Unless the Supreme Court of the United States (SCOTUS) changes its calendar, we can expect to hear decisions on Hollingsworth v. Perry (Prop. 8) and United States v. Windsor (DOMA) today or Monday, so it seems a good time to do one last run through some of the language and scenarios.
“Changes their calendar?” Yes, SCOTUS can add days to the term on which they can issue opinions. They did this as recently as the Affordable Care Act case. Given the number of major opinions still to be announced, including affirmative action and the Voting Rights Act, many expect the court to add days next week or even later.
“But they have to decide, right?” Actually, no. They could push any of the cases until next term. Currently there is nothing, such as a request to re-argue a legal point, that suggests this will happen.
“DIG.” Dismissed as Improvidently Granted. Four justices have to agree to hear a case. In essence, a DIG is when the other five say, “We were right, we shouldn’t have heard this case.” Should SCOTUS “DIG” the Prop. 8 case most agree that the Ninth Circuit decision overturning Prop. 8 would stand. (No one is really talking about a DIG of DOMA.)
“Standing.” An escape hatch that applies to both cases, and means that no one had the right to appeal to SCOTUS, and possibly to lower courts. The U.S. and Windsor had conflicting positions until President Obama switched sides, so there was probably a legitimate appellate controversy over DOMA, at least for a while.
In the case of Prop. 8, things could get knocked all the way back to Judge Walker’s District Court decision. That may lead to a question of whether his decision was too broad, and should only have applied to the plaintiffs or certain clerks. Fortunately, at this point there may not be a way to challenge the breadth of Walker’s ruling because, wait for it, no one has standing. So a standing decision in either case is probably a partial victory of some sort.
“Equal Protection v. Federalism.” Particularly in the DOMA case, LGBT supporters would like a ruling that discrimination against same-sex couples is unconstitutional based on equal protection and perhaps subject to heightened scrutiny. While some of the liberal justices seemed to like that plan, Justice Kennedy seemed more interested in overturning DOMA as an overreach of federal power. If he agrees with overturning DOMA, but for a different reason, any points on equal protection would likely not have power as a precedent in other cases.
“Partial Victory.” On Prop. 8, simply affirming the Ninth Circuit decision would bring marriage back to California. Some legal gymnastics could also include states that recognize same-sex relationships in an almost equal way. Both scenarios leave most of the country alone. For DOMA, a partial victory could mean Edie Windsor gets her check, and others similarly situated have to file their own lawsuits with a good chance of victory.
“Total Victory.” Same-sex marriage is recognized by all states and the federal government.
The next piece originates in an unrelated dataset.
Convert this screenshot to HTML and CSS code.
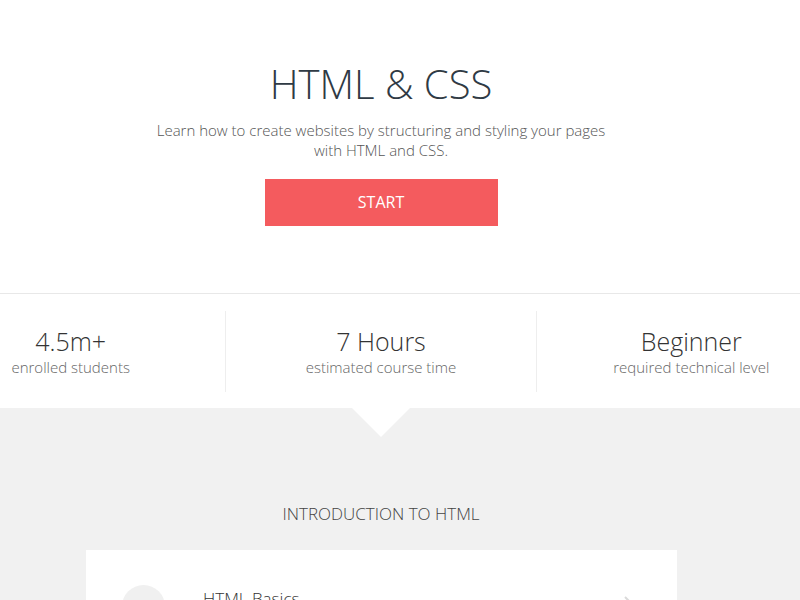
FILE: index.html
```html
<!DOCTYPE html>
<html lang="en">
<head>
<meta charset="utf-8">
<title>HTML &amp; CSS</title>
<link rel="stylesheet" href="styles.css">
</head>
<body>
<header class="hero">
  <div class="container">
    <h1 class="hero-title">HTML &amp; CSS</h1>
    <p class="hero-lead">Learn how to create websites by structuring and styling your pages<br>with HTML and CSS.</p>
    <a class="btn-start" href="#">START</a>
  </div>
</header>
<section class="stats">
  <div class="stats-row">
    <div class="stat">
      <div class="stat-value">4.5m+</div>
      <div class="stat-label">enrolled students</div>
    </div>
    <div class="stat">
      <div class="stat-value">7 Hours</div>
      <div class="stat-label">estimated course time</div>
    </div>
    <div class="stat">
      <div class="stat-value">Beginner</div>
      <div class="stat-label">required technical level</div>
    </div>
  </div>
</section>
<section class="syllabus">
  <div class="container">
    <h2 class="unit-title">INTRODUCTION TO HTML</h2>
    <div class="lesson-card">
      <div class="lesson-row">
        <span class="lesson-icon"></span>
        <span class="lesson-name">HTML Basics</span>
        <svg class="lesson-chevron" width="12" height="20" viewBox="0 0 12 20"><path d="M2 2l8 8-8 8" fill="none" stroke="#dadada" stroke-width="2"/></svg>
      </div>
    </div>
  </div>
</section>
</body>
</html>
```

FILE: styles.css
```css
* { box-sizing: border-box; }
html, body { margin: 0; padding: 0; }
body {
  font-family: "Open Sans", "Liberation Sans", sans-serif;
  font-weight: 300;
  background: #fff;
  color: #333;
  overflow: hidden;
}
.container {
  width: 762px;
  text-align: center;
}
.hero {
  padding-top: 56px;
  padding-bottom: 67px;
  border-bottom: 1px solid #e8e8e8;
}
.hero-title {
  margin: 0;
  font-size: 40px;
  font-weight: 300;
  line-height: 56px;
  color: #2f3a44;
}
.hero-lead {
  margin: 8px 0 0;
  font-size: 15px;
  line-height: 20px;
  color: #555;
}
.btn-start {
  display: inline-block;
  margin-top: 19px;
  width: 233px;
  height: 47px;
  line-height: 47px;
  background: #f45b5e;
  color: #fff;
  font-size: 16px;
  font-weight: 400;
  text-decoration: none;
}
.stats {
  padding: 17px 0 16px;
}
.stats-row {
  display: flex;
  width: 930px;
  margin-left: -84px;
}
.stat {
  flex: 1;
  text-align: center;
  padding: 15px 0 0;
  height: 81px;
}
.stat + .stat {
  border-left: 1px solid #eeeeee;
}
.stat-value {
  font-size: 25px;
  line-height: 30px;
  color: #333;
}
.stat-label {
  margin-top: 1px;
  font-size: 15px;
  line-height: 20px;
  color: #666;
}
.syllabus {
  position: relative;
  background: #f1f1f1;
  padding-top: 93px;
  height: 200px;
}
.syllabus::before {
  content: "";
  position: absolute;
  top: 0;
  left: 352px;
  border-left: 29px solid transparent;
  border-right: 29px solid transparent;
  border-top: 29px solid #fff;
}
.unit-title {
  margin: 0;
  font-size: 17px;
  font-weight: 300;
  line-height: 26px;
  color: #444;
}
.lesson-card {
  margin: 23px 0 0 86px;
  width: 591px;
  background: #fff;
  padding: 35px 36px;
  text-align: left;
}
.lesson-row {
  display: flex;
  align-items: flex-start;
}
.lesson-icon {
  width: 43px;
  height: 43px;
  border-radius: 50%;
  background: #f0f0f0;
  flex: none;
}
.lesson-name {
  margin: 2px 0 0 38px;
  font-size: 17px;
  line-height: 24px;
  color: #333;
  flex: 1;
}
.lesson-chevron {
  margin: 10px 6px 0 0;
}
```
While most are predicting this won’t happen, there is a new optimistic buzz by analysts taking a second look at Justice Kennedy’s musings on gender discrimination. In short, if Roberta, but not Robert, can marry me, and the only difference between them is their gender, that’s gender discrimination. Some consider this argument attractive because it uses an existing legal framework, doesn’t create protections on the basis of sexual orientation, and puts the kibosh on slippery slope arguments about polygamy and weddings to plants.
“Prop. 8 Upheld.” Back to the ballot. Interestingly, I’m told it may be possible for a legislative supermajority to put marriage equality back on the ballot without needing signatures.
Cross your fingers!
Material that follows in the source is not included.